Я порицала такие жалобы. Не дело, человека, который знает, чего он хочет, обвинять в своих заботах других, он обязан нести свою ношу. И уж договаривай до конца, ты все еще не можешь простить критики «Странников». Рана, оказывается, не заросла! И после этого обвинять Ростиславлева в нетерпимости! Силы небесные! Кто ж еще так нетерпим, как ты? И так неблагодарен? Ты вспомни, кто первый протянул тебе руку.
— Интерес уже был, — бурчал Денис. — Тогда-то Сергеич и появился.
— Не мог же он узнать святым духом, что ты есть на свете, — я пожимала плечами, — И не в том дело, когда он пришел. Он п р и ш е л. И сказал про тебя во весь голос. Пойми, ты не должен быть одинок. Ростиславлев — е с т е с т в е н н ы й соратник. Ты создаешь театр. Значит, обязан иметь программную идею. Твоя деятельность не может преследовать одни познавательные цели, ты ведь не этнограф, как Фрадкин.
— Наоборот, — горячился Денис. — Я-то как раз хочу показать, что народное творчество не музейно, что оно может плодоносить и нынче.
— Очень хорошо. Но этого мало. Тут нет наступательной энергии. Если ты последователен, ты не можешь остановиться.
— Я не хочу наступать, — возражал он. — Я хочу работать. Хочу работать.
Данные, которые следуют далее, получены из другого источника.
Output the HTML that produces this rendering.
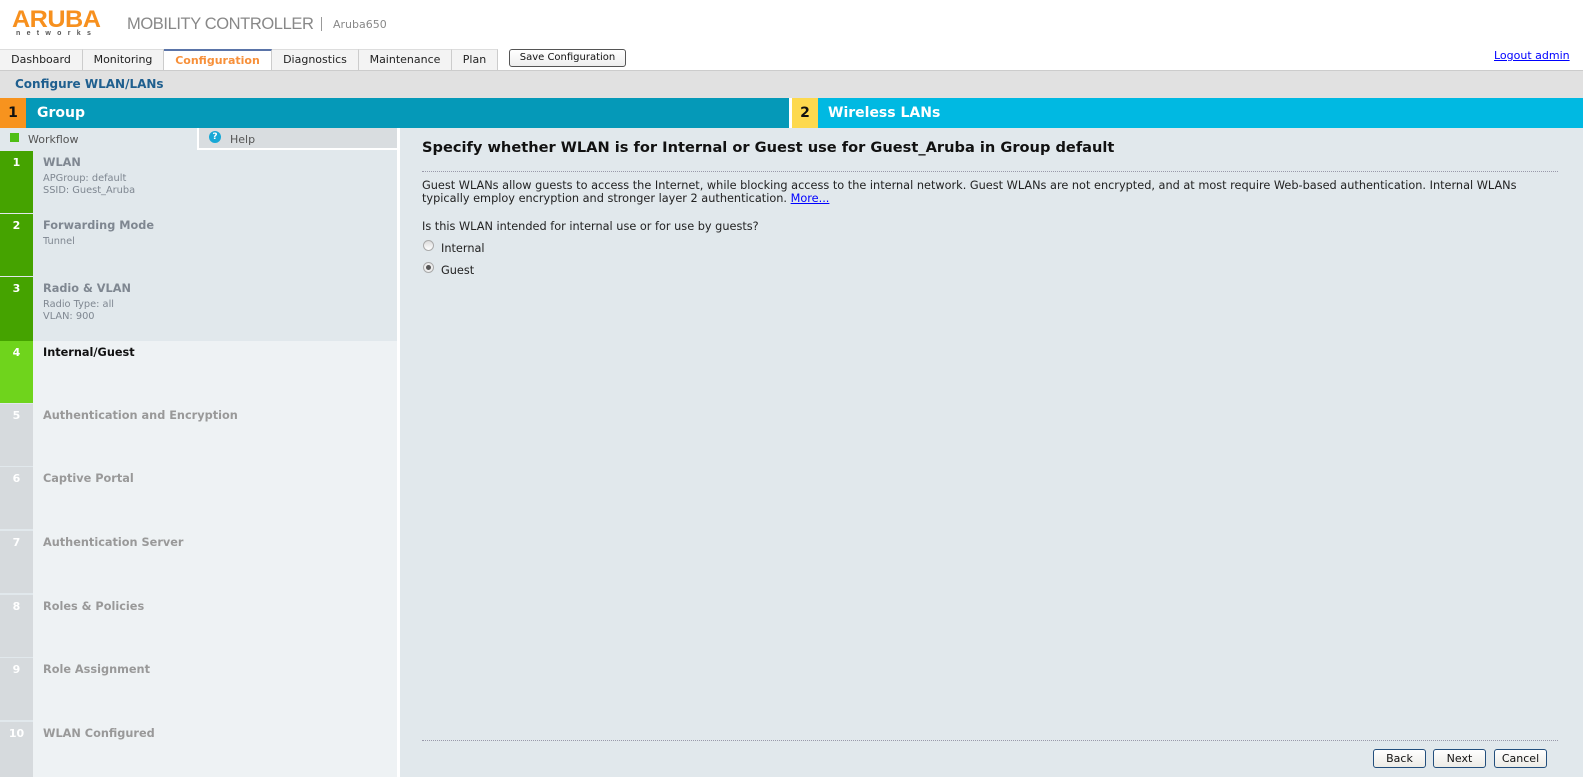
<!DOCTYPE html>
<html><head><meta charset="utf-8"><style>
*{margin:0;padding:0;box-sizing:border-box}
body{width:1583px;height:777px;overflow:hidden;background:#fff;font-family:"DejaVu Sans",Verdana,sans-serif;position:relative}
.abs{position:absolute}
.tab{position:absolute;top:49px;height:21px;background:#f3f3f3;border-right:1px solid #ccc;border-top:1px solid #ddd;font-size:11px;color:#222;text-align:center;line-height:20px}
.step{position:absolute;left:0;width:397px}
.num{position:absolute;left:0;top:0;width:33px;height:100%;color:#fff;font-weight:bold;font-size:11px;text-align:center;padding-top:5px}
.st{position:absolute;left:43px;top:5px;font-size:11.3px;font-weight:bold;color:#7f8791}
.sub{position:absolute;left:43px;top:22px;font-size:9.8px;color:#7f8791;line-height:12px}
.btn{position:absolute;top:749px;height:19px;border:1px solid #234f7d;border-radius:3px;background:linear-gradient(#fff,#ecebe6);font-size:11px;text-align:center;line-height:17px;color:#111}
</style></head><body>
<!-- logo -->
<div class="abs" style="left:12px;top:9px;font:900 24px 'Liberation Sans',sans-serif;color:#f7901e;letter-spacing:-0.5px;line-height:22px;transform:scaleX(1.05);transform-origin:left">ARUBA</div>
<div class="abs" style="left:16px;top:30px;font:bold 7px 'Liberation Sans',sans-serif;color:#555;letter-spacing:6.3px">networks</div>
<div class="abs" style="left:127px;top:15px;font:16.5px 'Liberation Sans',sans-serif;color:#888;letter-spacing:-0.4px">MOBILITY CONTROLLER</div>
<div class="abs" style="left:321px;top:17px;width:1px;height:14px;background:#999"></div>
<div class="abs" style="left:333px;top:18px;font-size:11px;color:#888">Aruba650</div>
<!-- tabs -->
<div class="tab" style="left:0;width:83px">Dashboard</div>
<div class="tab" style="left:83px;width:81px">Monitoring</div>
<div class="tab" style="left:164px;width:108px;background:#fff;border-top:2px solid #5a74a8;color:#f7903a;font-weight:bold;line-height:19px">Configuration</div>
<div class="tab" style="left:272px;width:87px">Diagnostics</div>
<div class="tab" style="left:359px;width:93px">Maintenance</div>
<div class="tab" style="left:452px;width:46px">Plan</div>
<div class="abs" style="left:509px;top:49px;width:117px;height:18px;border:1px solid #555;border-radius:3px;background:linear-gradient(#fff,#eee);font-size:10px;text-align:center;line-height:16px;color:#111">Save Configuration</div>
<div class="abs" style="left:1494px;top:49px;font-size:11px;color:#00f;text-decoration:underline;white-space:nowrap">Logout admin</div>
<!-- gray bar -->
<div class="abs" style="left:0;top:70px;width:1583px;height:28px;background:#e1e1e1;border-top:1px solid #ccc"></div>
<div class="abs" style="left:15px;top:77px;font-size:12px;font-weight:bold;color:#1f5f8f">Configure WLAN/LANs</div>
<!-- step bar -->
<div class="abs" style="left:0;top:98px;width:789px;height:30px;background:#0599b8"></div>
<div class="abs" style="left:0;top:98px;width:26px;height:30px;background:#f7931e;font:bold 14px 'DejaVu Sans';text-align:center;line-height:30px;color:#111">1</div>
<div class="abs" style="left:37px;top:98px;font-weight:bold;font-size:14px;line-height:30px;color:#fff">Group</div>
<div class="abs" style="left:792px;top:98px;width:791px;height:30px;background:#00b9e2"></div>
<div class="abs" style="left:792px;top:98px;width:26px;height:30px;background:#fdd94e;font:bold 14px 'DejaVu Sans';text-align:center;line-height:30px;color:#111">2</div>
<div class="abs" style="left:828px;top:98px;font-weight:bold;font-size:14px;line-height:30px;color:#fff">Wireless LANs</div>
<!-- main panel -->
<div class="abs" style="left:0;top:128px;width:1583px;height:649px;background:#e1e8ec"></div>
<div class="abs" style="left:397px;top:128px;width:3px;height:649px;background:#fff"></div>
<div class="abs" style="left:10px;top:133px;width:9px;height:9px;background:#4fbe14"></div>
<div class="abs" style="left:28px;top:133px;font-size:11px;color:#555">Workflow</div>
<div class="abs" style="left:197px;top:128px;width:200px;height:22px;background:#d9dde0;border-left:2px solid #fff;border-bottom:2px solid #fff"></div>
<div class="abs" style="left:209px;top:131px;width:12px;height:12px;border-radius:50%;background:#17a8d6;color:#fff;font-size:9px;font-weight:bold;text-align:center;line-height:12px">?</div>
<div class="abs" style="left:230px;top:133px;font-size:11px;color:#555">Help</div>
<!-- steps -->
<div class="step" style="top:151px;height:62px"><div class="num" style="background:#45a300">1</div><div class="st">WLAN</div><div class="sub">APGroup: default<br>SSID: Guest_Aruba</div></div>
<div class="step" style="top:214px;height:62px"><div class="num" style="background:#45a300">2</div><div class="st">Forwarding Mode</div><div class="sub">Tunnel</div></div>
<div class="step" style="top:277px;height:64px"><div class="num" style="background:#45a300">3</div><div class="st">Radio &amp; VLAN</div><div class="sub">Radio Type: all<br>VLAN: 900</div></div>
<div class="abs" style="left:33px;top:341px;width:364px;height:436px;background:#eef2f4"></div>
<div class="step" style="top:341px;height:62px"><div class="num" style="background:#6fd41c">4</div><div class="st" style="color:#111">Internal/Guest</div></div>
<div class="step" style="top:404px;height:62px"><div class="num" style="background:#d6dadd">5</div><div class="st" style="color:#999">Authentication and Encryption</div></div>
<div class="step" style="top:467px;height:62px"><div class="num" style="background:#d6dadd">6</div><div class="st" style="color:#999">Captive Portal</div></div>
<div class="step" style="top:531px;height:62px"><div class="num" style="background:#d6dadd">7</div><div class="st" style="color:#999">Authentication Server</div></div>
<div class="step" style="top:595px;height:62px"><div class="num" style="background:#d6dadd">8</div><div class="st" style="color:#999">Roles &amp; Policies</div></div>
<div class="step" style="top:658px;height:62px"><div class="num" style="background:#d6dadd">9</div><div class="st" style="color:#999">Role Assignment</div></div>
<div class="step" style="top:722px;height:55px"><div class="num" style="background:#d6dadd">10</div><div class="st" style="color:#999">WLAN Configured</div></div>
<!-- right content -->
<div class="abs" style="left:422px;top:139px;font-size:14.6px;font-weight:bold;color:#111;white-space:nowrap">Specify whether WLAN is for Internal or Guest use for Guest_Aruba in Group default</div>
<div class="abs" style="left:422px;top:171px;width:1136px;border-top:1px dotted #99a"></div>
<div class="abs" style="left:422px;top:179px;width:1135px;font-size:11.3px;line-height:13px;color:#222">Guest WLANs allow guests to access the Internet, while blocking access to the internal network. Guest WLANs are not encrypted, and at most require Web-based authentication. Internal WLANs typically employ encryption and stronger layer 2 authentication. <span style="color:#00f;text-decoration:underline">More...</span></div>
<div class="abs" style="left:422px;top:220px;font-size:11.3px;color:#222">Is this WLAN intended for internal use or for use by guests?</div>
<div class="abs" style="left:423px;top:240px;width:11px;height:11px;border-radius:50%;border:1px solid #aaa;background:linear-gradient(#ddd,#fff)"></div>
<div class="abs" style="left:441px;top:242px;font-size:11.3px;color:#222">Internal</div>
<div class="abs" style="left:423px;top:262px;width:11px;height:11px;border-radius:50%;border:1px solid #aaa;background:#eee"><div style="margin:2px;width:5px;height:5px;border-radius:50%;background:#555"></div></div>
<div class="abs" style="left:441px;top:264px;font-size:11.3px;color:#222">Guest</div>
<div class="abs" style="left:422px;top:740px;width:1136px;border-top:1px dotted #99a"></div>
<div class="btn" style="left:1373px;width:53px">Back</div>
<div class="btn" style="left:1433px;width:53px">Next</div>
<div class="btn" style="left:1494px;width:53px">Cancel</div>
</body></html>
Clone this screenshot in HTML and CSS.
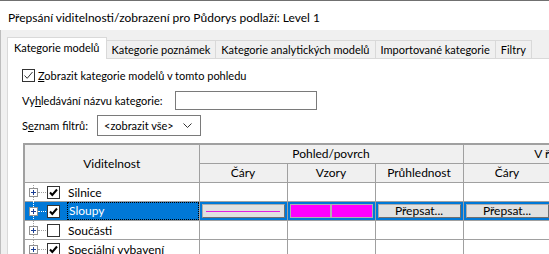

— Не все зависит от нас, — говорила я. — В «излюбленной идее», о которой говорил Пушкин и без которой нет ни творца, ни творения, всегда ведь заключена полемика. Или явная, или скрытая. И это, если хочешь, прекрасно.
— Что тут прекрасного? — произносил он ворчливо.
— Именно она дает и силу, и пламя, и ощущение живой, не застывшей жизни. Нельзя утверждать не отрицая.
— Может быть, — его голос звучал устало. — Я эту диалектику знаю. Но знаю и диалектику борьбы, — можно забыть, с чего ты начал. Ничто так не опустошает, как спор. Не верю, что в нем что-то рождается. Пусть это изъян характера или души, я могу что-то делать лишь в состоянии радости. Полемика мне ее не дает.
Эти все учащавшиеся дискуссии меня безмерно удручали. В них в самом деле ничего не рождалось, кроме взаимного раздражения. И чем больше его копилось, тем сильнее требовало оно выхода. Разумеется, я была уверена в своей правоте. Я была убеждена, что Ростиславлев необходим Денису. Но умалчивала о том, что Серафим Сергеевич нужен и мне, а это было, должна сознаться, важное обстоятельство.
Похоже, что от Дениса оно не укрылось, да и что могло от него укрыться?
— Заразилась от Марии Викторовны? — спросил он однажды. — Все бабы на один лад. Им надо на кого-то молиться. Но если уж это так неизбежно, чем я хуже этого альбиноса? Молись, в конце концов, на меня.
Так вновь проявилась его настороженность к Ростиславлеву, которую тот вряд ли даже замечал. Для него Денис был учеником, пусть даже строптивым учеником. Это означало лишь то, что Мостов тем более нуждается в руководстве. Но именно эта позиция выводила Дениса из равновесия. Непокорный дух бунтовал, а все выплески обрушивались на мою бедную голову.
После таких бесед, если только их можно назвать столь мирным словом, будущее нашего союза представлялось мне весьма зыбким, я издавна слабо верила в постоянство, оно слишком зависимо от самых разных условий, в постоянстве должно быть нечто нерассуждающее, чуть ли не заложенное в генетическом коде, иначе ему трудно совладать с нашей тягой к переменам.
Тем наивнее было полагаться на прочность Дениса. Да и что может быть прочно, когда имеешь дело с таким непредсказуемым существом? Как можно знать, что ему взбредет на ум, какой твой неловкий взмах опрокинет домик? Однажды, в одну из исповедальных минут, он рассказал мне историю тягостных отношений с некой бедняжкой (я сильно подозревала, что речь шла о жене). Он признался мне, что мог думать лишь об одном, о том, как быстро она стареет, какой дряблой становится кожа на ее шее, на пальцах, на кистях, какими сиротскими стали ноги. Он просто не мог с ней нормально общаться, плохо слушал, что она говорит, только смотрел на эту кожу.